The day before the appointment, I phoned Susan. "Are you very busy tomorrow? I'm going to be in your neighborhood." Susan is rarely too busy to find time for a late-afternoon movie, but she wondered what would bring me to her side of town. I told her, as lightly as I could. "The whole thing is probably just an annoyance," I said. I'd call as I was leaving the doctor.
I got to the doctor's office early -- a few minutes after I arrived, Susan walked into the waiting room, and refused to leave until she knew I was fine. No matter that we waited more than an hour. No matter that she was missing a business appointment to be with me.
Susan was more relieved than I was when it turned out that the lump had disappeared. And I finally understood what was keeping me in L.A. As it turns out, I'm not really single, after all. I may not have a husband and kids, but I do have a family -- Susan, and all the other friends who would have loved me enough to worry about the lump in my breast if I hadn't loved them too much to tell them about it.

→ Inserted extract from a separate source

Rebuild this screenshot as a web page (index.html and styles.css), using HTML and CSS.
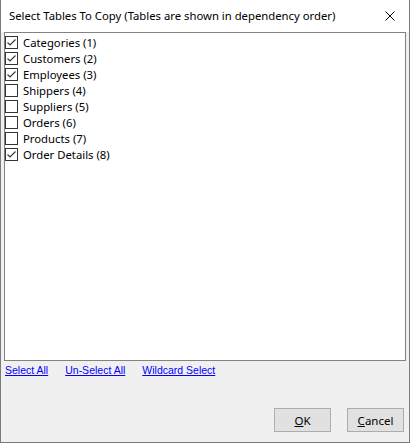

I don't have a beau to help with the tank on the barbecue, so I simply decided to attack the monster myself. Wearing my dirty gym clothes and armed with the inadequate tool I keep around in case a pair of pliers is required, I went out to the backyard sure I was about to be blown up. Ten seconds later, with a turn of a little knob, I had removed the empty propane tank and exchanged it for a full one. To think that for all these years, I needed a man to do that.